# [Job]
Collect each line holding the string "styles".

---------- Data rows

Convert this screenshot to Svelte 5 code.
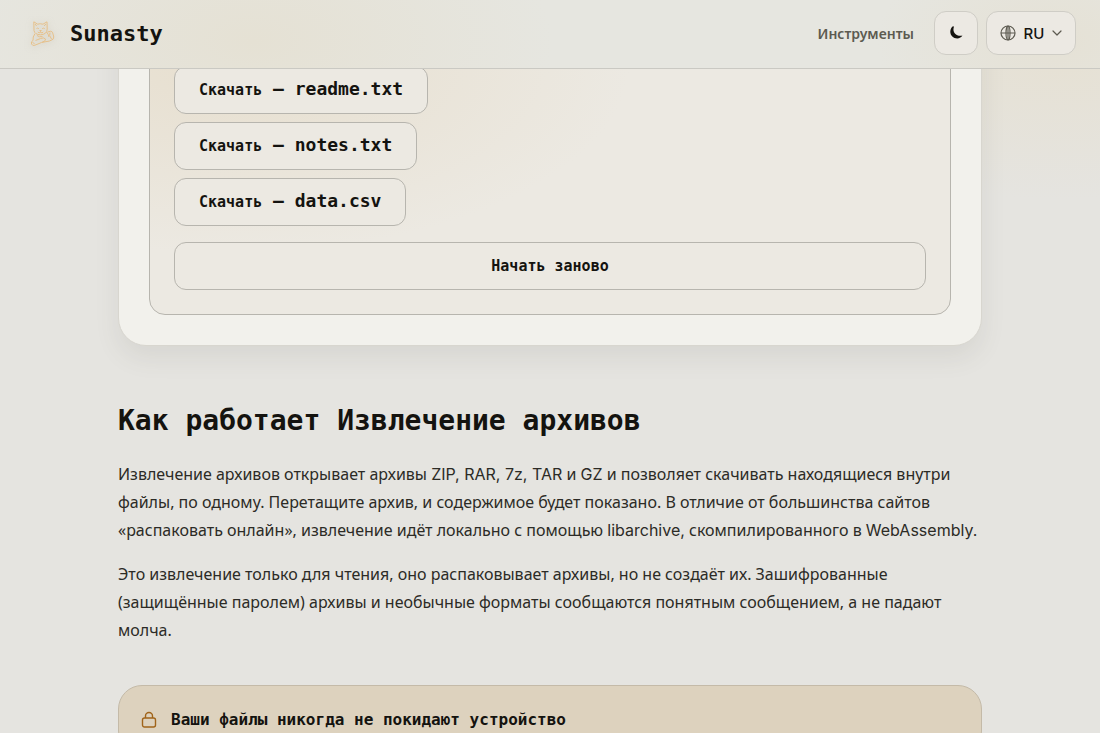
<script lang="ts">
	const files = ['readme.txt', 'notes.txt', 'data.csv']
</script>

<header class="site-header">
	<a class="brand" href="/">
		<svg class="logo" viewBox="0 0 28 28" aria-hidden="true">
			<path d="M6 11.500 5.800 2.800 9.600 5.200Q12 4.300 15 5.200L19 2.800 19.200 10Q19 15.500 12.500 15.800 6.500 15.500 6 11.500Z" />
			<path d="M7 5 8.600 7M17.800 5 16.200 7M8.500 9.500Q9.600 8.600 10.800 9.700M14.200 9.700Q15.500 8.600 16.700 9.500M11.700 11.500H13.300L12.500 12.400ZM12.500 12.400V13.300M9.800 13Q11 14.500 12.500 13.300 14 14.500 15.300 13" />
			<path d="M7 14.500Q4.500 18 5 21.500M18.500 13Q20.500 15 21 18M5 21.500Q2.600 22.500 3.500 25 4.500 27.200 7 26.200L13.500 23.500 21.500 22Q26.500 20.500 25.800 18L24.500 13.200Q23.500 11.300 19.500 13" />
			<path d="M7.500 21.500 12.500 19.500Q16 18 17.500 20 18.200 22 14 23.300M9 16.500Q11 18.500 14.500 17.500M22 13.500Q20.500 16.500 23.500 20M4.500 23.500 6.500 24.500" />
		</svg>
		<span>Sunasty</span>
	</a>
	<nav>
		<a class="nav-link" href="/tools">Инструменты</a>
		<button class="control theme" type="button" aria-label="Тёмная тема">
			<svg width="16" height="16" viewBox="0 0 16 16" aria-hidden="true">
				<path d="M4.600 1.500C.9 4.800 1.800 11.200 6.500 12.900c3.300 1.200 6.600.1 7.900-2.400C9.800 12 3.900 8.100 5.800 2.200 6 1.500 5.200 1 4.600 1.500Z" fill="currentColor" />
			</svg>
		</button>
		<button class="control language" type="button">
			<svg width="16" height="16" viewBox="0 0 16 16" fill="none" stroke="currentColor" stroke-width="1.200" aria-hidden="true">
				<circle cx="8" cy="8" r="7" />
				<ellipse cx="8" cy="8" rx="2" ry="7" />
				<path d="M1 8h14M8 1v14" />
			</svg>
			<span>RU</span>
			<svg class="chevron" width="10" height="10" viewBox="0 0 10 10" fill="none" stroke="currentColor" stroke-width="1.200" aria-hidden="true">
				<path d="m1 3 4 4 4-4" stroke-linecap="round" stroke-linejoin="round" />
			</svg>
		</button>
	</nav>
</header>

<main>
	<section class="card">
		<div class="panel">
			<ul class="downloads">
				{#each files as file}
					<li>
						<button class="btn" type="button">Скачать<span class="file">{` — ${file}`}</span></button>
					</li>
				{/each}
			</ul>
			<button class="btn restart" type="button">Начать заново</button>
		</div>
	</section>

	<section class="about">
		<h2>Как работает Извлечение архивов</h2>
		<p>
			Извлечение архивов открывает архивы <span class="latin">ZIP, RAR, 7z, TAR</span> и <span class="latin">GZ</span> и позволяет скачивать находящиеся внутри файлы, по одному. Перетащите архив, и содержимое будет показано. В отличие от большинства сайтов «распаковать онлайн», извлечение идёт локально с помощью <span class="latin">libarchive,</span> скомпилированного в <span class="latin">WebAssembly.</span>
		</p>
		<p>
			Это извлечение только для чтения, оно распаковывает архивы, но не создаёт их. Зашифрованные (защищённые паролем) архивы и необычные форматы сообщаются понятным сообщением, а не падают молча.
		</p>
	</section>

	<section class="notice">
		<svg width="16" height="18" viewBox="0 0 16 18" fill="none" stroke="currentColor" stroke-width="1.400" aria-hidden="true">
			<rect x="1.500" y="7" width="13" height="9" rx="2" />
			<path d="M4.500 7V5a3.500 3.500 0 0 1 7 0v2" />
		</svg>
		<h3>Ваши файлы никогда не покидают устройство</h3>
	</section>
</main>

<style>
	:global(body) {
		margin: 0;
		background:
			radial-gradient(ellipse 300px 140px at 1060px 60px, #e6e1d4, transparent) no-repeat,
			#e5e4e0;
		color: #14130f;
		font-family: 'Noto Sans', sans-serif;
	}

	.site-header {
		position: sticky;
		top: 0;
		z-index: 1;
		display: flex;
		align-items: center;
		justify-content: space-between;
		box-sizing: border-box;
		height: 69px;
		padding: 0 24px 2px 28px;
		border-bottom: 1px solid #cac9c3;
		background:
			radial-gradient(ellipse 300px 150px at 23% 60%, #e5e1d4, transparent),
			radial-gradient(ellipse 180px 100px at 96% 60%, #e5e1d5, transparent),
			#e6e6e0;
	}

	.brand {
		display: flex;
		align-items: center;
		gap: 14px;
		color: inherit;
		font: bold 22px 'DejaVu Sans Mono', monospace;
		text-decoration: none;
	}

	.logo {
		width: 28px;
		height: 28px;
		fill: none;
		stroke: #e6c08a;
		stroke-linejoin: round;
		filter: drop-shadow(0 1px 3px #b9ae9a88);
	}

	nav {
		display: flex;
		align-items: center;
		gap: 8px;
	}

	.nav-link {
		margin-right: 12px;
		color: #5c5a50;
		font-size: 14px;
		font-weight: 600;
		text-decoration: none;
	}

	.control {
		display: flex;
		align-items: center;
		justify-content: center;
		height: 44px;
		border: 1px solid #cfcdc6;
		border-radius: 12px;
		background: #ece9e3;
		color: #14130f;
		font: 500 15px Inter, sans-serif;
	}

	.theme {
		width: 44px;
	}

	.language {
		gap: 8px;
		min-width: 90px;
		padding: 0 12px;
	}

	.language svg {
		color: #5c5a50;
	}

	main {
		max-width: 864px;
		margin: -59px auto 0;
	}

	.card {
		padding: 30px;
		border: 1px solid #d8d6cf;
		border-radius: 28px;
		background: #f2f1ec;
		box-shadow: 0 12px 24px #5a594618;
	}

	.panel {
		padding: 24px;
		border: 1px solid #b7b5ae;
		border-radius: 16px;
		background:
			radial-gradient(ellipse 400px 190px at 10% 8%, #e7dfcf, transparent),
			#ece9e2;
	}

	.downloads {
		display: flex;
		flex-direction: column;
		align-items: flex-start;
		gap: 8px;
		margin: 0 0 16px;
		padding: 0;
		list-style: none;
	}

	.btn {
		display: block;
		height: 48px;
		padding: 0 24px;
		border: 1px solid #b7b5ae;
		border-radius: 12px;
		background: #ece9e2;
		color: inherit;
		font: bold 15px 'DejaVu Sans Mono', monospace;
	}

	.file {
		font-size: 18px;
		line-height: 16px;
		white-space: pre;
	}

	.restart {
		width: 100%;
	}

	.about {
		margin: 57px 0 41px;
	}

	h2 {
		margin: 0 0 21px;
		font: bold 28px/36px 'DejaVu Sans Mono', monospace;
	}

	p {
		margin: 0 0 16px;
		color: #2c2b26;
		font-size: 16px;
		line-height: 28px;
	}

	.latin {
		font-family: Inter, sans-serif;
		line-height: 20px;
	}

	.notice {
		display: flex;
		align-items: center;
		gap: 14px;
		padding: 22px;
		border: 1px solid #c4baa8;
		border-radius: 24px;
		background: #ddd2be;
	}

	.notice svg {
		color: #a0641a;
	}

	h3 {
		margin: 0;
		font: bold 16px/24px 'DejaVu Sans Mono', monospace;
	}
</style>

--------------------
---------- Data rows

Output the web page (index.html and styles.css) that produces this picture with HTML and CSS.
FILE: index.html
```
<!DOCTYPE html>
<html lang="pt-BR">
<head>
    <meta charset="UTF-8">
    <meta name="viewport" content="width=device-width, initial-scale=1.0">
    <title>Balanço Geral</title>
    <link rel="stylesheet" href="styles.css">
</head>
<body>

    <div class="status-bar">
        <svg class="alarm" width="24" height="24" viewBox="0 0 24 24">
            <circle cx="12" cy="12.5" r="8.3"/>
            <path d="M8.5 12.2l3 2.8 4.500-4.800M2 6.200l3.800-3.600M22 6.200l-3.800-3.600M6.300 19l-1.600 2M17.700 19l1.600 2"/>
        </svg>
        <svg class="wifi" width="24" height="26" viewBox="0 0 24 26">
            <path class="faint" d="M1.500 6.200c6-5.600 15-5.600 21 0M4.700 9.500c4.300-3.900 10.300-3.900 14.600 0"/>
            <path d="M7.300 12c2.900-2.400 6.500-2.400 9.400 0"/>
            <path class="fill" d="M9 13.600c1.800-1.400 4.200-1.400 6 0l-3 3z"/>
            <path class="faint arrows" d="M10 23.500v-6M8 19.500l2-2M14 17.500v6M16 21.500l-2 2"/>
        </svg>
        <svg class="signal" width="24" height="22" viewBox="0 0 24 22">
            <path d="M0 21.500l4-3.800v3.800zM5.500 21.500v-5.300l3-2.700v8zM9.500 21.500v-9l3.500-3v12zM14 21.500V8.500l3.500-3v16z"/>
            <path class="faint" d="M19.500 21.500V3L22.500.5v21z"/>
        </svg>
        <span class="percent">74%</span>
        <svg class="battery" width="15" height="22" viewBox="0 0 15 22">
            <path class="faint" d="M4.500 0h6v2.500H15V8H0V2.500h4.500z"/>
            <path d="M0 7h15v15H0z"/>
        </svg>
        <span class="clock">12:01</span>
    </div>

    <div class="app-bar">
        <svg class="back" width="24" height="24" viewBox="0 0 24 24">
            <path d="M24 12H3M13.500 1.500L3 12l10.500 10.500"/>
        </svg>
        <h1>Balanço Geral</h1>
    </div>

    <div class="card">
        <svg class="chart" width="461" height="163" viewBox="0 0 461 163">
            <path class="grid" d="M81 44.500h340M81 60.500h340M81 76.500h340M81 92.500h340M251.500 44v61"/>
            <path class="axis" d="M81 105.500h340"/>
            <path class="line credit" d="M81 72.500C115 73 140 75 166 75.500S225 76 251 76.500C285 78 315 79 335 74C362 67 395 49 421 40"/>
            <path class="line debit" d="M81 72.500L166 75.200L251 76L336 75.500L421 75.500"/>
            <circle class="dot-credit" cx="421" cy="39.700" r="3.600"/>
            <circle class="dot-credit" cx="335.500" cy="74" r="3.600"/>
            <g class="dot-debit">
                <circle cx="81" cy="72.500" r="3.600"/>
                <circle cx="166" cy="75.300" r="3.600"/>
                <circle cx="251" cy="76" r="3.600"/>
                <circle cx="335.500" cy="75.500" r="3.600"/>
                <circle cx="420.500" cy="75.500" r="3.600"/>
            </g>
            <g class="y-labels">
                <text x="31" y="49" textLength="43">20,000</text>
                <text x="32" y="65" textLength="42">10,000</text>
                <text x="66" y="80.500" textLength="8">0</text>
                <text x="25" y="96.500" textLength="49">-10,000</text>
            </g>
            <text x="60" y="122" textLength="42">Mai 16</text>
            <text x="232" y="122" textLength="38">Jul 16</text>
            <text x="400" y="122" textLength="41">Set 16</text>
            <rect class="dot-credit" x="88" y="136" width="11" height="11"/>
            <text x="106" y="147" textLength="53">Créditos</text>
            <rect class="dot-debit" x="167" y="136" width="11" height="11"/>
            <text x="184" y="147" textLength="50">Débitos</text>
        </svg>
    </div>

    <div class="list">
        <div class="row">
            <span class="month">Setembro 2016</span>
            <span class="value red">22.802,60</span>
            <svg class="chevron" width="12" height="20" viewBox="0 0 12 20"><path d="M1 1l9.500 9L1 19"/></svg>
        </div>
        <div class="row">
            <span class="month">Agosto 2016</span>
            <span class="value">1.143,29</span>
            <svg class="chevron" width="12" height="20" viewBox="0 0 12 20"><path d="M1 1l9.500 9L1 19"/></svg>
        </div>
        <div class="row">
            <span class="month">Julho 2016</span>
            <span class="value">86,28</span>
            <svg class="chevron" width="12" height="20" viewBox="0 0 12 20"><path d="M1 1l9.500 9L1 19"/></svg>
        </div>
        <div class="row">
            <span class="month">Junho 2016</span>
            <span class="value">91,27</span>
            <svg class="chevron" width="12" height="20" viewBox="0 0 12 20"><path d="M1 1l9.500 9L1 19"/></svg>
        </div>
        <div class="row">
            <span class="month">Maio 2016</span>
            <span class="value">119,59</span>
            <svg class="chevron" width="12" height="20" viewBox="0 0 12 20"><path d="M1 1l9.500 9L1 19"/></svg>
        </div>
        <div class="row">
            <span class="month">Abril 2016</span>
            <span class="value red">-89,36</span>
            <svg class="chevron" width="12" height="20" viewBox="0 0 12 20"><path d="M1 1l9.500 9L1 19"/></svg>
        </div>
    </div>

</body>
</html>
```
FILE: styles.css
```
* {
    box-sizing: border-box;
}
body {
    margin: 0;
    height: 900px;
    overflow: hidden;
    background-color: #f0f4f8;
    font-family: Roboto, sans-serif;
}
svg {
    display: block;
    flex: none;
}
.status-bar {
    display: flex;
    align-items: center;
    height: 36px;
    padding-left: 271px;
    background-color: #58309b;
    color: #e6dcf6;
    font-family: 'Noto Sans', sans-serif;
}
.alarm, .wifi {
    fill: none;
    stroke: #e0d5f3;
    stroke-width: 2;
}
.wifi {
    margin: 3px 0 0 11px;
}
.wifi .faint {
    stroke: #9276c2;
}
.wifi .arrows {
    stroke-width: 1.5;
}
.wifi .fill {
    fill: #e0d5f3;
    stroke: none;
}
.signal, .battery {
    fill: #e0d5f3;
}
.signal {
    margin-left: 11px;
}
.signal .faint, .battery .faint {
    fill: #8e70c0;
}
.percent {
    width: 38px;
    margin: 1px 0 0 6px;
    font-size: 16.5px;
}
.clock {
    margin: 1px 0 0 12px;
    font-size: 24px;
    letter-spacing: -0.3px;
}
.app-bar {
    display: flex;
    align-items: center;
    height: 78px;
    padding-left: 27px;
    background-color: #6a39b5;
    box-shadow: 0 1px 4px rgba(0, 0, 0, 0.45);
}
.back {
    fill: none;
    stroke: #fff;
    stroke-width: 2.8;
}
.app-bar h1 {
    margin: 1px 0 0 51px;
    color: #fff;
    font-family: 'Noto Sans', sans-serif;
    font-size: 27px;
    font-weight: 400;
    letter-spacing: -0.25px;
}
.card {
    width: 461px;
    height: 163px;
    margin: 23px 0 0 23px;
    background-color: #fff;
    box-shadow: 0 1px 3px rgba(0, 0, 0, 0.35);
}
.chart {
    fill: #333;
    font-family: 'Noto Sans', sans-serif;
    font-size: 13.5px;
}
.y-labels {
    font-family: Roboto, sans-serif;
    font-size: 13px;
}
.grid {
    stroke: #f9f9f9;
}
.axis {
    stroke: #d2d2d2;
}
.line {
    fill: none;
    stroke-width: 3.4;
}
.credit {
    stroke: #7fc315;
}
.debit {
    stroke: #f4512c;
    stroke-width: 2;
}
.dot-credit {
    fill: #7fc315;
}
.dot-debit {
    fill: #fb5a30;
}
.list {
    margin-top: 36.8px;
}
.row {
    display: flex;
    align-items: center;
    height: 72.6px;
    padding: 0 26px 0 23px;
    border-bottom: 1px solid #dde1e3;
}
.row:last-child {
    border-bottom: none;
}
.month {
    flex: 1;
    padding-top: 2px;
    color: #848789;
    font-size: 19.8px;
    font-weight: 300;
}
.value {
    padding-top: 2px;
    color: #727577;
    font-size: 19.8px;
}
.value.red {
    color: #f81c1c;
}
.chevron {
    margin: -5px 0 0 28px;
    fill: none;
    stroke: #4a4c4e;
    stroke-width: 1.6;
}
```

--------------------

# [Written answer]
Output the web page (index.html and styles.css) that produces this picture with HTML and CSS.
    <link rel="stylesheet" href="styles.css">
FILE: styles.css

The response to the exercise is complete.